After I graduated college, some buddies and I took a road trip around the country, and I decided to keep a journal along the way. Another thing I did along the way was leave all my luggage in a parking lot in Albuquerque NM, where it was forthrightly stolen by local jerks. Strangely, though, my journal contains no mention of this incident. When I look at it these days, I'm struck by how absurd it is that I never included-- among all the incredibly boring shit-- an account of how I lost something so important.

I'm only mentioning this because I wondered today how I would feel in a few years if I looked back at this blog and realized I never wrote anything about the passing of David Foster Wallace.

So, reluctantly:

I feel sure Wallace has had a greater impact on my life than any other person I've never actually met. When I was in college, my brother sent me a used copy of A Supposedly Fun Thing I'll Never Do Again, Wallace's first essay collection. I don't really know why he did it. I was never a reader growing up: I'm embarrassed to say I could count on one hand the number of books I'd ever read for pleasure. But I read it all, very slowly, the summer before my senior year, and I've been reading ever since. I'm not sure how I'd look at the world, what I'd talk about at cocktail parties, what my sense of humor would be like, even who many of my friends would be, if Jack never sent me that book.

(At the very least, I feel sure, certain blogs would not exist.)

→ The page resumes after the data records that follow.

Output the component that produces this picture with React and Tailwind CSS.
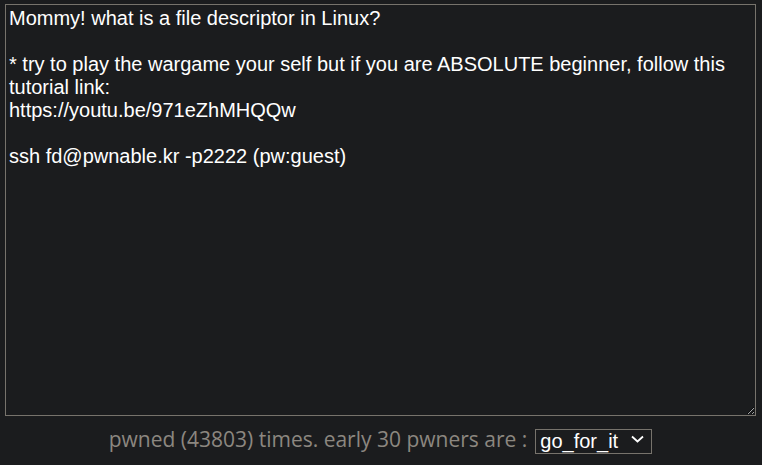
import React from "react";

const text = `Mommy! what is a file descriptor in Linux?

* try to play the wargame your self but if you are ABSOLUTE beginner, follow this tutorial link:
https://youtu.be/971eZhMHQQw

ssh fd@pwnable.kr -p2222 (pw:guest)`;

export default function App() {
  return (
    <div className="min-h-[465px] w-full bg-[#1b1c1e] flex flex-col">
      <textarea
        readOnly
        defaultValue={text}
        className="mt-[4px] ml-[5px] block w-[751px] h-[412px] border border-[#77736c] bg-[#1b1c1e] text-white px-[3px] py-[2px] text-[20px] leading-[23px] font-['Liberation_Sans',Arial,sans-serif] resize-y outline-none"
      />
      <div className="flex items-center justify-center gap-[8px] mt-[10px] ml-[5px] w-[751px] font-['Open_Sans',sans-serif] text-[21px] leading-[26px] text-[#8c8780]">
        <span>pwned (43803) times. early 30 pwners are :</span>
        {/* select box */}
        <div className="relative w-[117px] h-[25px]">
          <select className="appearance-none w-full h-full border border-[#77736c] bg-[#1b1c1e] text-white text-[20px] leading-[23px] pl-[4px] font-['Liberation_Sans',Arial,sans-serif] outline-none">
            <option>go_for_it</option>
          </select>
          <svg
            className="absolute right-[8px] top-[7px] pointer-events-none"
            width="13"
            height="10"
            viewBox="0 0 13 10"
            fill="none"
            stroke="white"
            strokeWidth="1.8"
          >
            <path d="M1 2.5 L6.5 7.5 L12 2.5" />
          </svg>
        </div>
      </div>
    </div>
  );
}
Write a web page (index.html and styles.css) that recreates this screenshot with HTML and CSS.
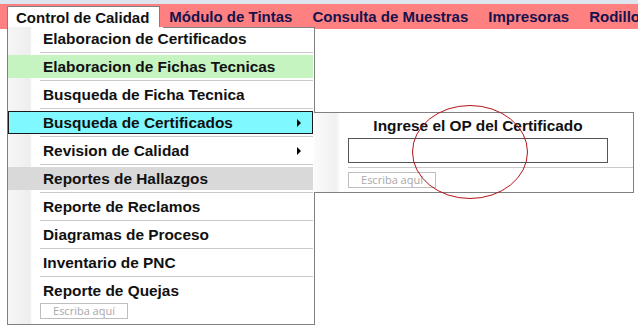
FILE: index.html
```html
<!DOCTYPE html>
<html lang="es">
<head>
    <meta charset="UTF-8">
    <title>Control de Calidad</title>
    <link rel="stylesheet" href="styles.css">
</head>
<body>
    <div class="top-strip"></div>
    <nav class="menubar">
        <a class="tab open" href="#">Control de Calidad</a>
        <a class="tab" href="#">Módulo de Tintas</a>
        <a class="tab" href="#">Consulta de Muestras</a>
        <a class="tab" href="#">Impresoras</a>
        <a class="tab" href="#">Rodillos</a>
    </nav>

    <!-- dropdown of Control de Calidad -->
    <div class="dropdown">
        <div class="item first"><span class="label">Elaboracion de Certificados</span></div>
        <div class="item"><span class="label green">Elaboracion de Fichas Tecnicas</span></div>
        <div class="item"><span class="label">Busqueda de Ficha Tecnica</span></div>
        <div class="item"><span class="label active">Busqueda de Certificados<i class="arrow"></i></span></div>
        <div class="item"><span class="label">Revision de Calidad<i class="arrow"></i></span></div>
        <div class="item"><span class="label grey">Reportes de Hallazgos</span></div>
        <div class="item"><span class="label">Reporte de Reclamos</span></div>
        <div class="item"><span class="label">Diagramas de Proceso</span></div>
        <div class="item"><span class="label">Inventario de PNC</span></div>
        <div class="item last"><span class="label">Reporte de Quejas</span></div>
        <div class="type-here">Escriba aquí</div>
    </div>

    <!-- submenu of Busqueda de Certificados -->
    <div class="submenu">
        <div class="sub-title">Ingrese el OP del Certificado</div>
        <div class="sub-input"></div>
        <div class="sub-sep"></div>
        <div class="type-here">Escriba aquí</div>
    </div>

    <svg class="mark" width="120" height="96" viewBox="0 0 120 96">
        <ellipse cx="60" cy="48" rx="57.5" ry="46.5" fill="none" stroke="#b3121a" stroke-width="1"/>
    </svg>
</body>
</html>
```

FILE: styles.css
```css
body {
    margin: 0;
    background: #fff;
    font-family: "Liberation Sans", Arial, sans-serif;
    color: #111;
    overflow: hidden;
}
.top-strip {
    height: 4px;
    background: #dfe5ee;
}
.menubar {
    display: flex;
    height: 25px;
    background: #ff8080;
    padding-left: 7px;
    overflow: hidden;
}
.tab {
    display: block;
    flex-shrink: 0;
    white-space: nowrap;
    padding: 0 11px 0 9px;
    line-height: 25px;
    font-size: 15px;
    font-weight: bold;
    color: #16124e;
    text-decoration: none;
}
.tab.open {
    margin-top: 2px;
    padding: 0 10px 0 8px;
    line-height: 21px;
    background: #fff;
    border: 1px solid #808080;
    border-bottom: none;
    color: #111;
}

.dropdown {
    position: absolute;
    left: 7px;
    top: 27px;
    width: 306px;
    height: 297px;
    border: 1px solid #808080;
    border-top: none;
    background: linear-gradient(to right, #f6f6f6 0, #eeeeee 22px, #fff 24px);
}
.dropdown::before {
    content: "";
    position: absolute;
    left: 155px;
    right: 0;
    top: 0;
    border-top: 1px solid #808080;
}
.item {
    height: 28px;
    padding: 2px 1px 0 0;
    box-sizing: border-box;
    background: linear-gradient(#c9c9c9, #c9c9c9) no-repeat 32px 100% / calc(100% - 33px) 1px;
}
.item.first {
    height: 26px;
    padding-top: 0;
}
.item.last {
    height: 25px;
    background: none;
}
.label {
    display: flex;
    align-items: center;
    position: relative;
    height: 21px;
    padding-left: 34px;
    font-size: 15.4px;
    font-weight: bold;
    white-space: nowrap;
    border: 1px solid transparent;
}
.label.green {
    background: #c6f4c0;
}
.label.grey {
    background: #d9d9d9;
}
.label.active {
    background: #80f8ff;
    border-color: #1a1a1a;
}
.arrow {
    position: absolute;
    right: 11px;
    top: 7px;
    border-left: 4px solid #000;
    border-top: 4px solid transparent;
    border-bottom: 4px solid transparent;
}
.type-here {
    width: 86px;
    height: 14px;
    margin: 1px 0 0 32px;
    border: 1px solid #bdbdbd;
    font-family: "Open Sans", sans-serif;
    font-size: 11px;
    line-height: 14px;
    color: #a8a8a8;
    text-align: center;
}

.submenu {
    position: absolute;
    left: 314px;
    top: 112px;
    width: 319px;
    height: 79px;
    border: 1px solid #808080;
    border-left: none;
    background: linear-gradient(to right, #fbfbfb 0, #f0f0f0 22px, #fff 26px);
}
.sub-title {
    width: 260px;
    margin-left: 34px;
    height: 25px;
    line-height: 25px;
    text-align: center;
    font-size: 15.4px;
    font-weight: bold;
    white-space: nowrap;
}
.sub-input {
    width: 258px;
    height: 23px;
    margin-left: 34px;
    border: 1px solid #555;
    background: #fff;
}
.sub-sep {
    margin: 4px 0 0 34px;
    border-top: 1px solid #c9c9c9;
}
.submenu .type-here {
    margin: 4px 0 0 34px;
}

.mark {
    position: absolute;
    left: 410px;
    top: 104px;
}
```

Of course I read Wallace's other stuff too. There are boatloads of moving Wallace obituaries scattered all over the web, many of which mention-- with due praise-- his most well-known works: A Supposedly Fun Thing..., Infinite Jest, the Roger Federer piece for the New York Times, the McCain piece for Rolling Stone. Since I don't have anything else to add to the growing chorus of loving memories and tributes out there, I thought I'd put in a plug for some of Wallace's less famous, though no less brilliant, contributions.
  • The story "Everything is Green" from Girl with Curious Hair. I think this is usually written off for what it probably was: a grad student coming to grips with Raymond Carver. But it's also one of the most evocative things I've ever read. Plus it's only 2 pages long and you can read it here for free.
  • The intro to his pop math book, Everything and More. Intelligence, articulation, wit and humility in spades. In a non-fiction "booklet" about infinity, no less.
  • "Octet", from Brief Interviews with Hideous Men. What seems at first like a lame ploy ends up being a fascinating insight into the craft of fiction writing.
  • The part near the end of his first novel, The Broom of the System, where one of the characters tells the main character about how he used to visit his grandmother in the nursing home every Sunday when he was little. Besides the punch-bowl scene near the end of Nabokov's Pnin, probably my favorite moment in all of literature.
Go read David Foster Wallace. He will make your life better.